Wenige Tage später gab es eine gewisse Kehrtwende. Nun erklärte Selenskyj plötzlich, dass der Konflikt nun doch nur mit Diplomatie gelöst werden könne. Es werde zwar weitere heftige und blutige Kämpfe geben, „aber endgültig enden wird er nur durch Diplomatie“, so Selenskyj. „Es gibt Dinge, die wir nur am Verhandlungstisch erreichen können.“ Die Ergebnisse der Verhandlungen müssten für die Ukraine aber „gerecht“ sein. Allerdings schränkte Selenskyj gegenüber dem japanischem TV ein, das vor Verhandlungen mit Moskau die russischen Truppen hinter die Linie vom 24. Februar zurückgedrängt werden müssten.

Der stellvertretende Vorsitzende des russischen Sicherheitsrats Dmitri Medwedew kommentierte den italienischen Vorschlag einer Friedenslösung des Ukraine-Konflikts wie folgt: „Die Donbassrepubliken haben ihr eigenes Schicksal endgültig entschieden und werden nicht zurückkehren.
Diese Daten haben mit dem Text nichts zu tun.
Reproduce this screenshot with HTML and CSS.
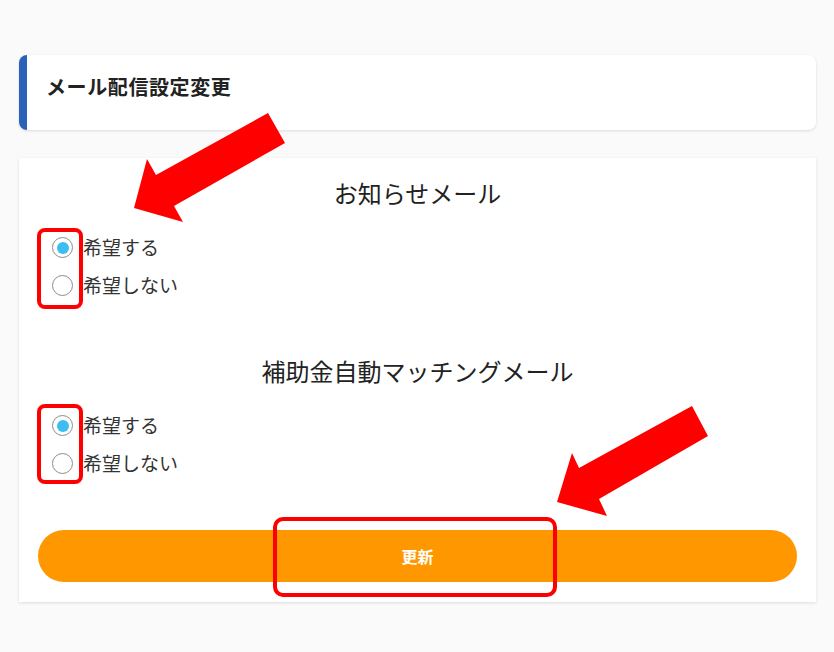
FILE: index.html
```html
<!DOCTYPE html>
<html lang="ja">
<head>
<meta charset="utf-8">
<title>メール配信設定変更</title>
<link rel="stylesheet" href="styles.css">
</head>
<body>
<div class="page">
  <div class="header-card">
    <h1 class="header-title">メール配信設定変更</h1>
  </div>
  <form class="main-card">
    <section class="section">
      <h2 class="section-title">お知らせメール</h2>
      <div class="options">
        <label class="option"><span class="radio checked"></span><span class="option-text">希望する</span></label>
        <label class="option"><span class="radio"></span><span class="option-text">希望しない</span></label>
      </div>
    </section>
    <section class="section section-second">
      <h2 class="section-title">補助金自動マッチングメール</h2>
      <div class="options">
        <label class="option"><span class="radio checked"></span><span class="option-text">希望する</span></label>
        <label class="option"><span class="radio"></span><span class="option-text">希望しない</span></label>
      </div>
    </section>
    <button type="button" class="submit">更新</button>
  </form>
</div>
<svg class="annotations" width="834" height="652" viewBox="0 0 834 652" xmlns="http://www.w3.org/2000/svg">
  <polygon fill="#ff0000" points="268,113 285,143 174,206 183,222 134,208 147,159 156,175"/>
  <polygon fill="#ff0000" points="692,406 708,436 599,499 607,516 557,502 572,453 579,468"/>
  <rect x="39" y="230" width="42" height="77" rx="6" fill="none" stroke="#ff0000" stroke-width="4"/>
  <rect x="39" y="406" width="42" height="76" rx="6" fill="none" stroke="#ff0000" stroke-width="4"/>
  <rect x="275" y="519" width="280" height="76" rx="8" fill="none" stroke="#ff0000" stroke-width="4"/>
</svg>
</body>
</html>
```

FILE: styles.css
```css
* {
  box-sizing: border-box;
}

html, body {
  margin: 0;
  padding: 0;
}

body {
  background: #fafafa;
  font-family: "Noto Sans CJK JP", "Noto Sans", sans-serif;
  color: #333;
  width: 834px;
  height: 652px;
  overflow: hidden;
  position: relative;
}

.page {
  padding: 55px 18px 0 19px;
  display: flex;
  flex-direction: column;
  gap: 28px;
}

.header-card {
  height: 75px;
  background: #fff;
  border-left: 8px solid #2962b8;
  border-radius: 8px;
  box-shadow: 0 1px 3px rgba(0, 0, 0, 0.12);
  display: flex;
  align-items: center;
  padding-left: 19px;
  padding-bottom: 12px;
}

.header-title {
  margin: 0;
  font-size: 20px;
  font-weight: 700;
  color: #222;
  line-height: 1;
  letter-spacing: 0.6px;
}

.main-card {
  background: #fff;
  box-shadow: 0 1px 3px rgba(0, 0, 0, 0.12);
  padding: 17px 19px 20px;
  display: flex;
  flex-direction: column;
}

.section {
  display: flex;
  flex-direction: column;
  gap: 18px;
}

.section-second {
  margin-top: 49px;
}

.section-title {
  margin: 0;
  text-align: center;
  font-size: 24px;
  font-weight: 400;
  line-height: 36px;
  color: #222;
}

.options {
  display: flex;
  flex-direction: column;
}

.option {
  display: flex;
  align-items: center;
  height: 37.5px;
  padding-left: 14px;
  gap: 10px;
}

.radio {
  width: 21px;
  height: 21px;
  border-radius: 50%;
  border: 1.5px solid #8c8c8c;
  display: flex;
  align-items: center;
  justify-content: center;
  flex: none;
}

.radio.checked::after {
  content: "";
  width: 12px;
  height: 12px;
  border-radius: 50%;
  background: #3dbdf2;
}

.option-text {
  font-size: 19px;
  line-height: 1;
  color: #333;
  margin-top: -2px;
}

.submit {
  margin-top: 48px;
  height: 52px;
  border: none;
  border-radius: 26px;
  background: #ff9800;
  color: #fff;
  font-family: "Noto Sans CJK JP", "Noto Sans", sans-serif;
  font-size: 16px;
  font-weight: 700;
  cursor: pointer;
}

.annotations {
  position: absolute;
  left: 0;
  top: 0;
  pointer-events: none;
}
```
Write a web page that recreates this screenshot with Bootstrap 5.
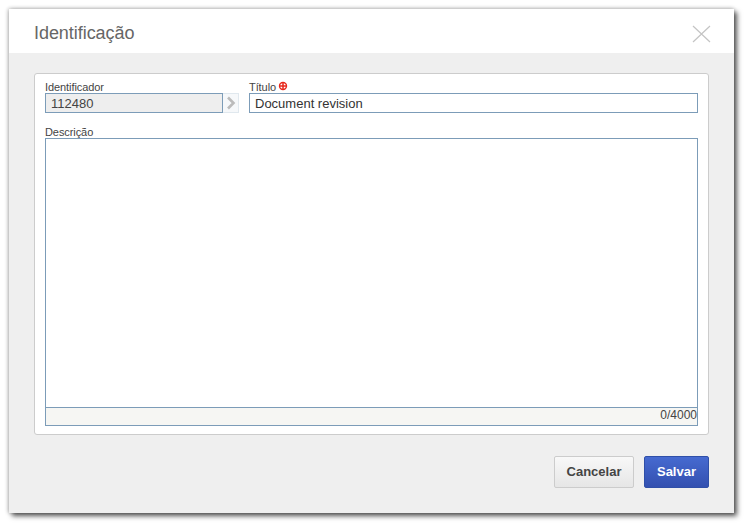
<!DOCTYPE html>
<html lang="pt">
<head>
<meta charset="utf-8">
<title>Identificação</title>
<link href="https://cdn.jsdelivr.net/npm/bootstrap@5.3.0/dist/css/bootstrap.min.css" rel="stylesheet">
<style>
html,body{height:523px;overflow:hidden;background:#fff}
body{padding:9px 10px 10px 9px;font-family:"Liberation Sans",Arial,sans-serif;color:#333}
.dlg{width:725px;height:504px;background:#efefef;box-shadow:3px 3px 5px rgba(0,0,0,.65),-1px 0 4px rgba(0,0,0,.2),0 -1px 4px rgba(0,0,0,.12)}
.dlg-head{height:44px;background:#fff;padding:4px 22px 0 25px}
.dlg-title{font-size:18px;color:#666;line-height:1;margin:0;font-weight:400;letter-spacing:-.05px}
.dlg-x{width:20px;height:20px;border:0;padding:0;background:none;display:block;margin-top:-4px}
.dlg-main{padding:20px 25px 0;height:402px}
.pnl{height:362px;background:#fff;border:1px solid #ccc;border-radius:3px;padding:0 10px}
.fld-lbl{font-size:11px;line-height:13px;color:#444;height:13px;margin-bottom:-1px;display:flex;align-items:center;gap:2px;letter-spacing:-.08px}
.row-top{padding-top:7px}
.id-col{width:194px;margin-right:10px}
.id-in{width:178px;height:20px;background:#eee;border:1px solid #7c9cb8;font-size:13px;line-height:20px;padding:0 5px;color:#444}
.id-arrow{width:16px;height:20px;background:#f6f8fa;border:1px solid #e0e8ee;border-left:0;display:flex;align-items:center;justify-content:center}
.ti-in{height:20px;background:#fff;border:1px solid #7c9cb8;font-size:13px;line-height:20px;padding:0 5px;color:#333}
.desc-lbl{margin-top:13px}
.desc-box{width:653px;height:288px;border:1px solid #7c9cb8}
.desc-body{height:269px;background:#fff;border-bottom:1px solid #7c9cb8}
.desc-count{height:17px;background:#f6f6f3;font-size:12px;line-height:14px;text-align:right;color:#444}
.req{margin-top:-3px}
.dlg-foot{padding:1px 25px 0;gap:10px;justify-content:flex-end}
.bt-c,.bt-s{height:32px;font-size:13px;font-weight:700;border-radius:2px;padding:0;font-family:"Liberation Sans",Arial,sans-serif}
.bt-c{width:80px;color:#444;border:1px solid #ccc;background:linear-gradient(#f8f8f8,#e6e6e6)}
.bt-s{width:65px;color:#fff;border:1px solid #2f4fa8;background:linear-gradient(#466ad0,#3350b0)}
</style>
</head>
<body>
<div class="dlg">
  <div class="dlg-head d-flex align-items-center justify-content-between">
    <h1 class="dlg-title">Identificação</h1>
    <button class="dlg-x" type="button" aria-label="Fechar">
      <svg width="20" height="20" viewBox="0 0 20 20"><path d="M1 2 L18 18 M18 2 L1 18" stroke="#c4c4c4" stroke-width="1.2" fill="none"/></svg>
    </button>
  </div>
  <div class="dlg-main">
    <div class="pnl">
      <div class="d-flex row-top">
        <div class="id-col">
          <div class="fld-lbl">Identificador</div>
          <div class="d-flex">
            <div class="id-in">112480</div>
            <div class="id-arrow"><svg width="10" height="14" viewBox="0 0 10 14"><path d="M2 1.5 L7.5 7 L2 12.5" stroke="#bbb" stroke-width="2.6" fill="none"/></svg></div>
          </div>
        </div>
        <div class="flex-grow-1">
          <div class="fld-lbl">Título<svg class="req" width="10" height="10" viewBox="0 0 10 10"><circle cx="5" cy="5" r="4.2" fill="#e8281c"/><circle cx="5" cy="5" r="2.8" fill="#fff"/><path d="M5 1V9M1 5H9" stroke="#e8281c" stroke-width="1.5"/></svg></div>
          <div class="ti-in">Document revision</div>
        </div>
      </div>
      <div class="fld-lbl desc-lbl">Descrição</div>
      <div class="desc-box">
        <div class="desc-body"></div>
        <div class="desc-count">0/4000</div>
      </div>
    </div>
  </div>
  <div class="d-flex dlg-foot">
    <button class="btn bt-c" type="button">Cancelar</button>
    <button class="btn bt-s" type="button">Salvar</button>
  </div>
</div>
<script src="https://cdn.jsdelivr.net/npm/bootstrap@5.3.0/dist/js/bootstrap.bundle.min.js"></script>
</body>
</html>
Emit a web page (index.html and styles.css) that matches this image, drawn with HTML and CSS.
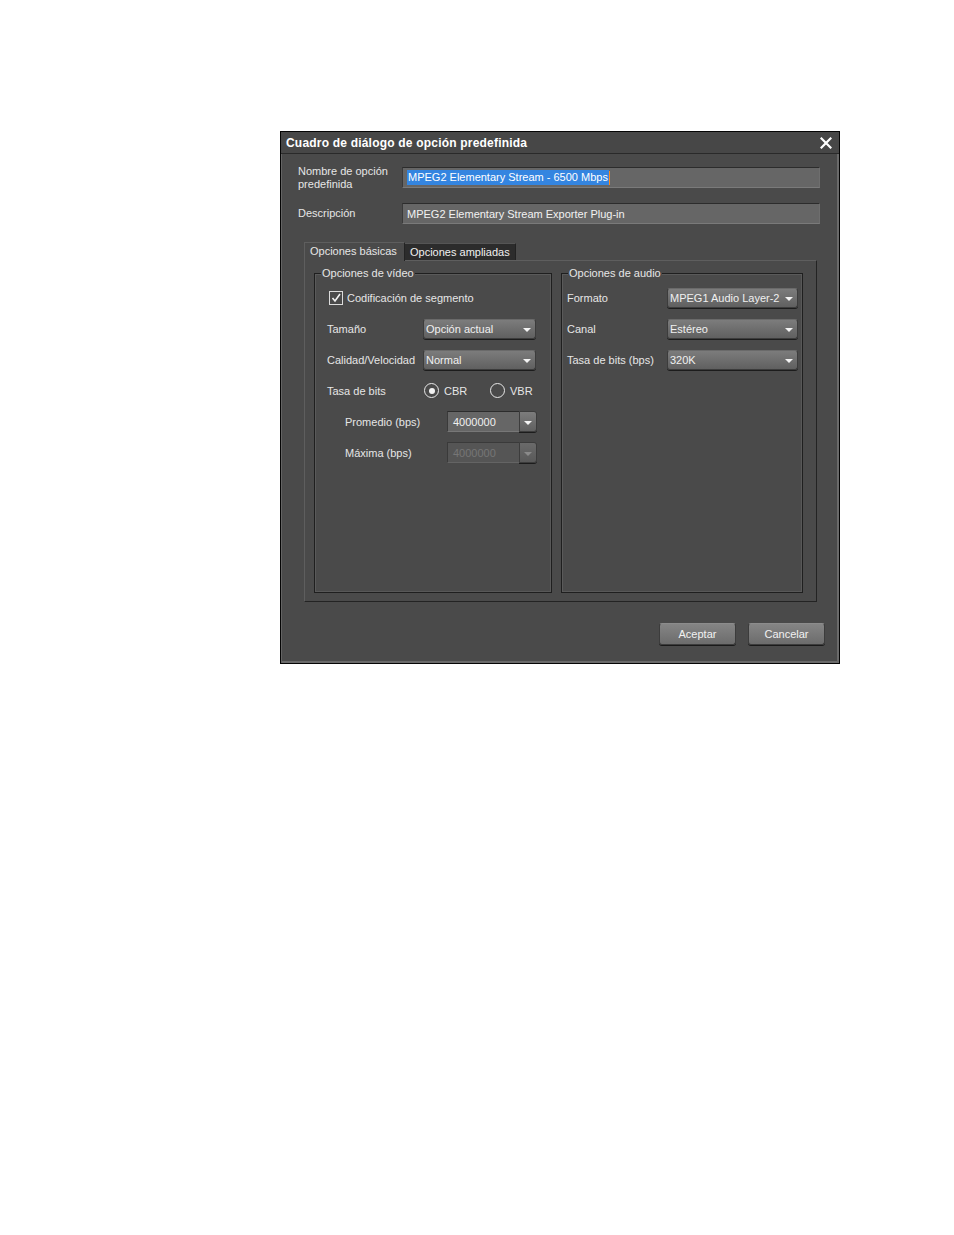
FILE: index.html
```html
<!DOCTYPE html>
<html lang="es">
<head>
<meta charset="utf-8">
<title>Cuadro de diálogo de opción predefinida</title>
<link rel="stylesheet" href="styles.css">
</head>
<body>
<div class="page">
  <div class="dialog">
    <div class="titlebar">
      <span class="title">Cuadro de diálogo de opción predefinida</span>
      <svg class="close" width="12" height="12" viewBox="0 0 12 12"><path d="M1.5 1.5 L10.5 10.5 M10.5 1.5 L1.5 10.5" stroke="#fff" stroke-width="2.2" stroke-linecap="square"/></svg>
    </div>
    <div class="content">
      <div class="frow">
        <div class="flabel">Nombre de opción<br>predefinida</div>
        <div class="field"><span class="sel">MPEG2 Elementary Stream - 6500 Mbps</span><span class="caret"></span></div>
      </div>
      <div class="frow gap">
        <div class="flabel">Descripción</div>
        <div class="field">MPEG2 Elementary Stream Exporter Plug-in</div>
      </div>
      <div class="tabs">
        <div class="tab active">Opciones básicas</div>
        <div class="tab">Opciones ampliadas</div>
      </div>
      <div class="panel">
        <div class="group video">
          <span class="legend">Opciones de vídeo</span>
          <div class="row">
            <span class="check"><svg width="12" height="12" viewBox="0 0 12 12"><path d="M2.5 6 L5 9 L10 2" fill="none" stroke="#f2f2f2" stroke-width="1.6"/></svg></span>
            <span class="lbl-check">Codificación de segmento</span>
          </div>
          <div class="row">
            <span class="lbl">Tamaño</span>
            <div class="combo w-v"><span>Opción actual</span><i class="arrow"></i></div>
          </div>
          <div class="row">
            <span class="lbl">Calidad/Velocidad</span>
            <div class="combo w-v"><span>Normal</span><i class="arrow"></i></div>
          </div>
          <div class="row">
            <span class="lbl">Tasa de bits</span>
            <span class="radio-item first"><span class="radio on"></span>CBR</span>
            <span class="radio-item"><span class="radio"></span>VBR</span>
          </div>
          <div class="row sub">
            <span class="lbl">Promedio (bps)</span>
            <div class="spin"><span class="spin-text">4000000</span><span class="spin-btn"><i class="arrow"></i></span></div>
          </div>
          <div class="row sub">
            <span class="lbl">Máxima (bps)</span>
            <div class="spin disabled"><span class="spin-text">4000000</span><span class="spin-btn"><i class="arrow"></i></span></div>
          </div>
        </div>
        <div class="group audio">
          <span class="legend">Opciones de audio</span>
          <div class="row">
            <span class="lbl">Formato</span>
            <div class="combo w-a"><span>MPEG1 Audio Layer-2</span><i class="arrow"></i></div>
          </div>
          <div class="row">
            <span class="lbl">Canal</span>
            <div class="combo w-a"><span>Estéreo</span><i class="arrow"></i></div>
          </div>
          <div class="row">
            <span class="lbl">Tasa de bits (bps)</span>
            <div class="combo w-a"><span>320K</span><i class="arrow"></i></div>
          </div>
        </div>
      </div>
    </div>
    <div class="buttons">
      <div class="btn">Aceptar</div>
      <div class="btn">Cancelar</div>
    </div>
  </div>
</div>
</body>
</html>
```

FILE: styles.css
```css
html, body {
  margin: 0;
  padding: 0;
  background: #ffffff;
}

.page {
  padding: 131px 0 0 280px;
  font-family: "Liberation Sans", Arial, sans-serif;
  font-size: 11px;
  color: #e6e6e6;
}

.dialog {
  width: 560px;
  box-sizing: border-box;
  border: 1px solid #050505;
  background: #4a4a4a;
  box-shadow: inset 1px 0 0 #636363, inset -2px -2px 0 #6a6a6a;
}

.titlebar {
  height: 21px;
  border-bottom: 1px solid #2a2a2a;
  display: flex;
  align-items: center;
  justify-content: space-between;
  padding: 0 7px 0 5px;
  background: #474747;
}

.title {
  font-weight: bold;
  font-size: 12px;
  letter-spacing: 0.2px;
  color: #ffffff;
}

.close {
  display: block;
}

.content {
  padding: 13px 19px 0 17px;
}

.frow {
  display: flex;
  align-items: center;
  height: 21px;
}

.frow.gap {
  margin-top: 15px;
}

.flabel {
  width: 104px;
  line-height: 13px;
  flex: none;
}

.field {
  flex: 1;
  height: 21px;
  box-sizing: border-box;
  background: #666666;
  border-top: 1px solid #2c2c2c;
  border-left: 1px solid #3a3a3a;
  border-bottom: 1px solid #7a7a7a;
  border-right: 1px solid #6e6e6e;
  color: #f2f2f2;
  display: flex;
  align-items: center;
  padding-left: 4px;
  white-space: nowrap;
}

.sel {
  background: #3485e0;
  color: #ffffff;
  padding: 1px;
  line-height: 13px;
}

.caret {
  display: inline-block;
  width: 1px;
  height: 14px;
  background: #ff8a1c;
}

.tabs {
  display: flex;
  margin: 18px 0 0 6px;
  height: 18px;
  align-items: flex-end;
}

.tab {
  box-sizing: border-box;
  padding: 0 5px;
  white-space: nowrap;
}

.tab.active {
  width: 101px;
  height: 19px;
  line-height: 17px;
  background: #4a4a4a;
  border-top: 1px solid #5e5e5e;
  border-left: 1px solid #5e5e5e;
  border-right: 1px solid #232323;
  margin-bottom: -1px;
  position: relative;
  z-index: 1;
}

.tab:not(.active) {
  width: 111px;
  height: 17px;
  line-height: 16px;
  background: #2c2c2c;
  color: #f0f0f0;
  border-top: 1px solid #555;
  border-right: 1px solid #222;
}

.panel {
  margin-left: 6px;
  width: 513px;
  box-sizing: border-box;
  height: 342px;
  border-top: 1px solid #5e5e5e;
  border-left: 1px solid #5e5e5e;
  border-right: 1px solid #232323;
  border-bottom: 1px solid #232323;
  padding: 12px 13px 8px 9px;
  display: flex;
  gap: 9px;
}

.group {
  position: relative;
  height: 320px;
  box-sizing: border-box;
  border: 1px solid #1f1f1f;
  box-shadow: inset 1px 1px 0 #5a5a5a, inset -1px -1px 0 #585858;
  padding-top: 13px;
  display: flex;
  flex-direction: column;
  gap: 10px;
}

.group.video {
  width: 238px;
  padding-left: 12px;
}

.group.audio {
  width: 242px;
  padding-left: 5px;
}

.legend {
  position: absolute;
  top: -8px;
  left: 6px;
  background: #4a4a4a;
  padding: 0 1px;
  line-height: 14px;
}

.row {
  display: flex;
  align-items: center;
  height: 21px;
}

.lbl {
  width: 96px;
  flex: none;
  white-space: nowrap;
}

.audio .lbl {
  width: 100px;
}

.row.sub {
  padding-left: 18px;
}

.row.sub .lbl {
  width: 102px;
}

.check {
  width: 14px;
  height: 14px;
  box-sizing: border-box;
  border: 1px solid #dcdcdc;
  margin-left: 2px;
  display: flex;
  align-items: center;
  justify-content: center;
}

.check svg {
  display: block;
}

.lbl-check {
  margin-left: 4px;
}

.combo {
  height: 20px;
  box-sizing: border-box;
  border-radius: 3px;
  background: linear-gradient(#7c7c7c, #606060);
  border: 1px solid #3c3c3c;
  border-top-color: #6a6a6a;
  box-shadow: 0 1px 0 #1c1c1c;
  display: flex;
  align-items: center;
  justify-content: space-between;
  padding: 0 4px 0 2px;
  color: #f0f0f0;
  white-space: nowrap;
}

.w-v {
  width: 113px;
}

.w-a {
  width: 131px;
}

.arrow {
  display: block;
  width: 0;
  height: 0;
  border-left: 4px solid transparent;
  border-right: 4px solid transparent;
  border-top: 4px solid #f4f4f4;
  margin-top: 2px;
}

.radio-item {
  display: flex;
  align-items: center;
  gap: 5px;
  margin-left: 1px;
}

.radio-item.first {
  width: 65px;
}

.radio {
  width: 15px;
  height: 15px;
  box-sizing: border-box;
  border: 1.5px solid #e8e8e8;
  border-radius: 50%;
  display: flex;
  align-items: center;
  justify-content: center;
}

.radio.on::after {
  content: "";
  width: 6px;
  height: 6px;
  border-radius: 50%;
  background: #f2f2f2;
}

.spin {
  display: flex;
  height: 21px;
}

.spin-text {
  width: 72px;
  box-sizing: border-box;
  background: #666666;
  border-top: 1px solid #2c2c2c;
  border-left: 1px solid #3a3a3a;
  border-bottom: 1px solid #777;
  padding-left: 5px;
  display: flex;
  align-items: center;
  color: #f0f0f0;
}

.spin-btn {
  width: 18px;
  box-sizing: border-box;
  border-radius: 0 3px 3px 0;
  background: linear-gradient(#7c7c7c, #606060);
  border: 1px solid #3c3c3c;
  box-shadow: 0 1px 0 #1c1c1c;
  display: flex;
  align-items: center;
  justify-content: center;
}

.spin.disabled .spin-text {
  background: #555555;
  color: #767676;
  border-top-color: #3a3a3a;
  border-bottom-color: #646464;
}

.spin.disabled .spin-btn {
  background: linear-gradient(#6a6a6a, #595959);
}

.spin.disabled .arrow {
  border-top-color: #8a8a8a;
}

.buttons {
  display: flex;
  justify-content: flex-end;
  gap: 12px;
  padding: 21px 14px 18px 0;
}

.btn {
  width: 77px;
  height: 22px;
  box-sizing: border-box;
  border-radius: 3px;
  background: linear-gradient(#858585, #6c6c6c);
  border: 1px solid #3c3c3c;
  border-top-color: #8c8c8c;
  box-shadow: 0 1px 0 #1a1a1a;
  display: flex;
  align-items: center;
  justify-content: center;
  color: #f2f2f2;
}
```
Dies ist für alle, die sich an das Schicksal der Minsker Abkommen und an die Morde an Zivilisten der Volksrepubliken Donezk und Lugansk erinnern, nicht hinnehmbar.“ Laut Medwedew sollte ein Friedensplan die „tatsächliche Lage“ und nicht ausschließlich die „Interessen der NATO und der westlichen Weltordnung“ berücksichtigen.

Russlands Außenminister Sergej Lawrow sagte, die „Rahmenbedingungen“ einer solchen Vereinbarung würden vom „Stand der Kampfhandlungen“ abhängen, die zum Zeitpunkt des „Realwerdens des Abkommens stattgefunden haben werden“.

Das bedeutet: Der Krieg, das Morden und das Sterben gehen vorerst weiter.